Born in Chicago, his family moved to California, where he graduated from Los Angeles High School in the winter of 1942. Marienthal served the UCLA and Los Angeles communities throughout his life. As a UCLA football player, he was a member of the 1942 team that advanced to the Rose Bowl for the first time in the school’s history.

==Early life==

After graduating from UCLA Naval ROTC, he joined the Marines and in May 1945 in the battle of Okinawa, Marienthal lost his left leg above the knee and severely injured his right leg in a mortar attack. He was awarded the U.S. Navy Letter of Commendation and the Purple Heart. He returned to UCLA in 1946 to complete his undergraduate degree. He also earned a Master's in 1951 and served on the UCLA football staff from 1946-48. On December 6, 1946, at the age of 23, he served as the official scorer at his first UCLA men's basketball game. He held the position with distinction for 50 years, retiring at the end of the 1995-96 season. He traveled to countless arenas around the country, served under eight head coaches and witnessed all 11 of UCLA's NCAA basketball championships.
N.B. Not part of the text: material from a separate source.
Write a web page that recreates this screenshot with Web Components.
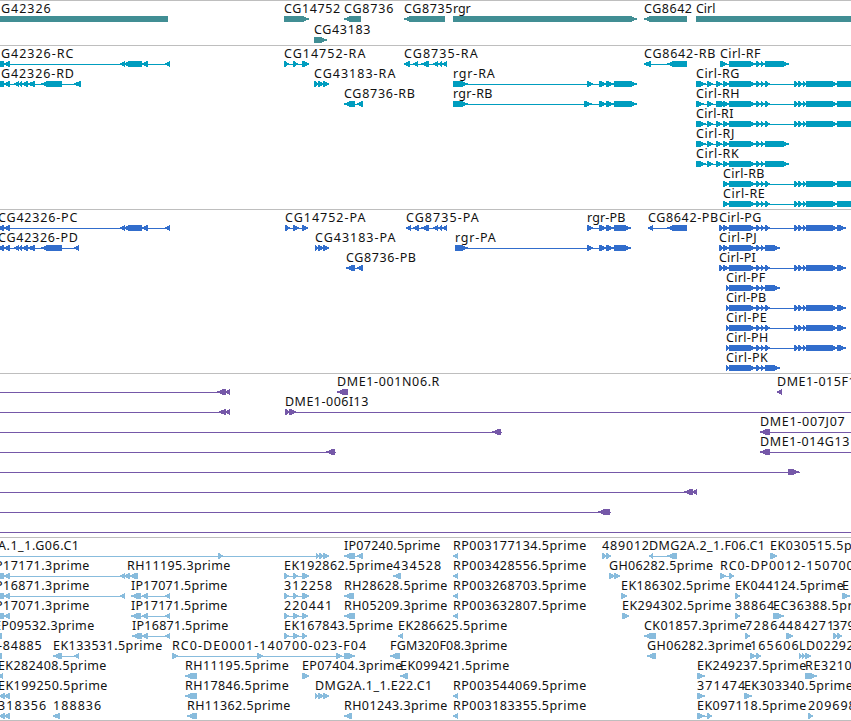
<!DOCTYPE html>
<html lang="en">
<head>
<meta charset="utf-8">
<title>Genome tracks</title>
<style>
    body { margin: 0; background: #fff; overflow: hidden; }
</style>
</head>
<body>
<genome-browser></genome-browser>

<script>
// One string per feature: label | label start | label end | strand | blocks | line
// A block ending in "=" is drawn without an arrow head
const CIRL = '729-756 756-761 761-765';
const CIRL_SHORT = CIRL + ' 765-789';
const CIRL_LONG = CIRL + ' 765-770 794-799 798-803 803-807 806-838 837-870';
const CIRL_P_SHORT = CIRL + ' 765-780';
const CIRL_P_LONG = CIRL + ' 765-770 794-799 798-803 803-807 806-838 837-846';
const RGR_END = '599-606 606-614 614-637';
const RGR_P_END = '587-593 599-606 606-614 614-631';

const TRACKS = [
    { color: '#418e94', height: 44, pitch: 21, rows: [
        ['G42326|1|50|<|0-168=', 'CG14752|284|339.5|>|284-309', 'CG8736|344|392.7|<|344-361',
         'CG8735|404|451.7|<|404-445', 'rgr|453|470|>|453-637', 'CG8642|644|691.3|<|644-687',
         'Cirl|696|714.7|>|696-860='],
        ['CG43183|314|369.7|>|314-327'],
    ] },
    { color: '#009dbf', height: 163, pitch: 20, rows: [
        ['G42326-RC|1|72.7|<|0-4= 4-10 120-125 123-142 142-148 165-170',
         'CG14752-RA|284|364.7|>|284-289 293-298 302-309',
         'CG8735-RA|404|477|<|404-410 413-418 421-429 433-438 438-442 442-447',
         'CG8642-RB|644|714.7|<|644-651 667-687',
         'Cirl-RF|720|759.7|>|720-727 ' + CIRL_SHORT],
        ['G42326-RD|1|73.3|<|0-4= 4-10 14-19 18-22 22-28 28-35 41-62 74-81',
         'CG43183-RA|314|394.7|>|314-319 318-324 323-329',
         'rgr-RA|453|494|>|453-468 587-593 ' + RGR_END,
         'Cirl-RG|696|738.7|>|696-706 707-713 716-722 723-729 ' + CIRL_LONG],
        ['CG8736-RB|344|414.3|<|344-355 357-363',
         'rgr-RB|453|491.7|>|453-468 584-592 ' + RGR_END,
         'Cirl-RH|696|738.7|>|696-704 707-713 716-727 723-729 ' + CIRL_LONG],
        ['Cirl-RI|696|732.7|>|696-706 707-713 716-722 723-729 ' + CIRL_LONG],
        ['Cirl-RJ|696|733.7|>|696-706 707-713 716-722 723-729 ' + CIRL_SHORT],
        ['Cirl-RK|696|738|>|696-706 707-713 716-722 723-729 ' + CIRL_SHORT],
        ['Cirl-RB|723|763.7|>|723-729 ' + CIRL_LONG],
        ['Cirl-RE|723|764|>|723-729 ' + CIRL_LONG],
    ] },
    { color: '#316dcc', height: 163, pitch: 20, rows: [
        ['CG42326-PC|-2|76.7|<|-2-4 4-10 120-125 123-142 142-148 165-170',
         'CG14752-PA|285|364.7|>|285-290 293-299 302-308',
         'CG8735-PA|406|478|<|406-411 413-419 421-429 433-438 438-442 442-447',
         'rgr-PB|587|624.7|>|' + RGR_P_END,
         'CG8642-PB|648|717.5|<|648-653 667-687',
         'Cirl-PG|719|760.7|>|719-724 723-729 ' + CIRL_P_LONG],
        ['CG42326-PD|-2|77.3|<|-2-4 4-10 14-19 18-22 22-28 28-35 41-62 74-79',
         'CG43183-PA|315|394.7|>|315-319 318-324 323-329',
         'rgr-PA|455|495|>|455-468 ' + RGR_P_END,
         'Cirl-PJ|719|756|>|719-724 723-729 ' + CIRL_P_SHORT],
        ['CG8736-PB|346|415.3|<|346-355 357-363', 'Cirl-PI|719|755|>|719-724 723-729 ' + CIRL_P_LONG],
        ['Cirl-PF|726|764.5|>|726-730 ' + CIRL_P_SHORT],
        ['Cirl-PB|726|765.5|>|726-730 ' + CIRL_P_LONG],
        ['Cirl-PE|726|766|>|726-730 ' + CIRL_P_LONG],
        ['Cirl-PH|726|767.5|>|726-730 ' + CIRL_P_LONG],
        ['Cirl-PK|726|767|>|726-730 ' + CIRL_P_SHORT],
    ] },
    { color: '#7558a8', height: 163, pitch: 20, rows: [
        ['|||<|217-226 225-230|0-230', 'DME1-001N06.R|337|438.7|<|337-348', 'DME1-015F1|777|855|<|777-782'],
        ['|||<|219-226 225-230|0-230', 'DME1-006I13|285|367.7|>|285-290 289-296|285-851'],
        ['|||<|492-501|0-502', 'DME1-007J07|760|844|<|760-770|760-851'],
        ['|||<|326-335|0-336', 'DME1-014G13|760|848.7|<|760-770|760-851'],
        ['|||>|788-799|0-800'],
        ['|||<|684-693 692-697|0-697'],
        ['|||<|598-610|0-611'],
        ['|||>||0-851'],
    ] },
    { color: '#88bcdd', height: 182, pitch: 20, rows: [
        ['A.1_1.G06.C1|-2|78.3|>|218-223 316-320 319-324 323-329|0-329',
         'IP07240.5prime|344|439.5|<|344-355 357-363', 'RP003177134.5prime|453|585.5|<|453-458',
         '489012|602|648.3|>|602-607 606-611', 'DMG2A.2_1.F06.C1|649|764.3|<|649-653 667-677',
         'EK030515.5p|770|851|>|770-777'],
        ['P17171.3prime|-5|88.7|<|0-4= 4-10 120-125 124-130 129-138', 'RH11195.3prime|127|229.7|<|',
         'EK192862.5prime|284|392.3|>|284-289 293-298 302-309', '434528|393|440.5|<|393-401',
         'RP003428556.5prime|453|585.5|<|453-458', 'GH06282.5prime|609|712.3|>|609-615 614-620',
         'RC0-DP0012-150700|720|853|>|720-726 729-734'],
        ['P16871.3prime|-5|88.7|<|0-4= 4-10 120-125', 'IP17071.5prime|131|226.7|<|131-141 142-148 165-170',
         '312258|284|331.5|>|284-289 293-298 302-309', 'RH28628.5prime|344|446.7|<|344-354',
         'RP003268703.5prime|453|585.5|<|453-458', 'EK186302.5prime|621|729.5|>|621-627',
         'EK044124.5prime|735|843|>|735-740', 'EK|842|858|>|842-850'],
        ['P17071.3prime|-5|88.7|<|0-4= 4-10', 'IP17171.5prime|131|226.7|<|131-141 142-148 165-170',
         '220441|284|331.5|>|284-289 293-299 302-308', 'RH05209.3prime|344|446.7|<|344-355',
         'RP003632807.5prime|453|585.5|<|453-458', 'EK294302.5prime|622|730.5|>|622-629',
         '38864|735|773.5|>|735-740', 'EC36388.5pr|773|852|>|773-784'],
        ['EP09532.3prime|-6|93.5|<|0-2=', 'IP16871.5prime|132|227.7|<|132-142 142-148 165-170',
         'EK167843.5prime|284|392.3|>|284-289 293-299 302-307', 'EK286625.5prime|398|506.5|<|398-403',
         'CK01857.3prime|644|745.5|<|644-656', '72864|745|785|>|745-750',
         '484271|786|833.5|>|786-793', '379|832.5|854|>|833-838 837-842'],
        ['-84885|-2|41|<|0-2=', 'EK133531.5prime|53|161.5|<|53-62 74-79',
         'RC0-DE0001-140700-023-F04|172|365.5|>|172-178 257-263 336-342 344-355',
         'FGM320F08.3prime|390|506.5|<|390-400', 'GH06282.3prime|647|751|<|647-656',
         '165606|750|798|>|750-756 756-761', 'LD02292|799|853|>|799-803 802-806 805-811'],
        ['EK282408.5prime|-2|105.7|<|-2-3', 'RH11195.5prime|185|288|<|185-197',
         'EP07404.3prime|302|401.5|>|302-309', 'EK099421.5prime|400|508.5|<|400-408',
         'EK249237.5prime|697|805.5|>|697-705', 'RE3210|805|851|>|805-817'],
        ['EK199250.5prime|-2|106.7|<|-1-5 4-10', 'RH17846.5prime|185|288|<|185-197',
         'DMG2A.1_1.E22.C1|315|431.5|>|315-319 318-324 323-329', 'RP003544069.5prime|453|585.5|<|453-458',
         '371474|697|744.5|>|697-705', 'EK303340.5prime|744|852|>|744-752'],
        ['318356|-2|45.5|<|-1-5 4-10', '188836|53|100.5|<|53-60', 'RH11362.5prime|187|289.7|<|187-197',
         'RH01243.3prime|344|446.7|<|344-352', 'RP003183355.5prime|453|585.5|<|453-458',
         'EK097118.5prime|697|805.5|>|697-705 707-712', '209698|808|855|>|808-813'],
    ] },
];

class FeatureRow extends HTMLElement {
    constructor() {
        super();
        this.attachShadow({ mode: 'open' });
    }

    set features(list) {
        this.shadowRoot.innerHTML = /*html*/`
        <style>
            :host { display: block; height: var(--pitch, 20px); }
            svg { display: block; width: 100%; height: 22px; overflow: visible; }
            text { fill: #111; font: 12.5px "Noto Sans", sans-serif; }
            rect, polygon { fill: var(--feature-color); shape-rendering: crispEdges; }
        </style>
        <svg>${list.map(f => this.drawFeature(f)).join('')}</svg>
        `;
    }

    drawFeature(feature) {
        // features without a label start with three bars
        const [label, x, end, strand, blocks, line] = feature.split('|');
        const exons = (blocks || '').split(' ').filter(Boolean).map(b => {
            const [, from, to, flat] = b.match(/^(-?\d+)-(\d+)(=?)$/);
            return { from: +from, to: +to, flat: !!flat };
        });
        let out = '';
        if (line || exons.length > 1) {
            const [from, to] = line ? line.split('-').map(Number) : [exons[0].from, exons[exons.length - 1].to];
            out += `<rect x="${from}" y="18" width="${to - from}" height="1"/>`;
        }
        out += exons.map(e => this.drawBlock(e, strand)).join('');
        if (label) {
            out += `<text x="${x}" y="12" textLength="${(end - x + 0.7).toFixed(1)}">${label}</text>`;
        }
        return out;
    }

    // The head narrows to a 2px tip; short blocks get a blunter one
    drawBlock({ from, to, flat }, strand) {
        if (flat) return `<rect x="${from}" y="15" width="${to - from}" height="6"/>`;
        const short = to - from < 8;
        const head = short ? to - from - 1 : 6;
        const a = short ? 3 : 4;
        const b = short ? 1 : 2;
        const [tail, tip, d] = strand === '>' ? [from, to, 1] : [to, from, -1];
        const s = n => tip - d * n;
        return `<polygon points="${tail},15 ${s(head)},15 ${s(a)},16 ${s(b)},17 ${tip},17 ${tip},19 ${s(b)},19 ${s(a)},20 ${s(head)},21 ${tail},21"/>`;
    }
}

class GenomeTrack extends HTMLElement {
    constructor() {
        super();
        this.attachShadow({ mode: 'open' });
        this.shadowRoot.innerHTML = /*html*/`
        <style>
            :host { display: flex; flex-direction: column; box-sizing: content-box; border-top: 1px solid #bebebe; }
        </style>
        <slot></slot>
        `;
    }
}

class GenomeBrowser extends HTMLElement {
    constructor() {
        super();
        this.attachShadow({ mode: 'open' });
    }

    connectedCallback() {
        this.shadowRoot.innerHTML = /*html*/`
        <style>
            :host { display: block; width: 851px; height: 720px; overflow: hidden; border-bottom: 1px solid #bebebe; }
        </style>
        `;
        TRACKS.forEach(({ color, height, pitch, rows }) => {
            const track = document.createElement('genome-track');
            track.style.height = `${height}px`;
            track.style.setProperty('--feature-color', color);
            track.style.setProperty('--pitch', `${pitch}px`);
            rows.forEach(features => {
                const row = document.createElement('feature-row');
                row.features = features;
                track.append(row);
            });
            this.shadowRoot.append(track);
        });
    }
}

customElements.define('feature-row', FeatureRow);
customElements.define('genome-track', GenomeTrack);
customElements.define('genome-browser', GenomeBrowser);
</script>
</body>
</html>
Marienthal served as a Personnel Scout and Evaluator for the Los Angeles Rams 1951-1973.

==Teaching career==

Marienthal was a teacher, coach and secondary school administrator in the Los Angeles Unified School District for 35 years. He began his career at Jefferson High School (Los Angeles) in 1948, where he served as a teacher and head football coach until 1953. At Jefferson, he led his team to City Championships and lost only two games as head coach. For his final 18 years in LA Unified, he was a principal at Nimitz, Webster and Audubon junior high schools, retiring in 1983.

==Awards==

Marienthal was inducted into the UCLA Athletics Hall of Fame in 1990 and in 1988, he was honored with a University Service Award by the UCLA Alumni Association.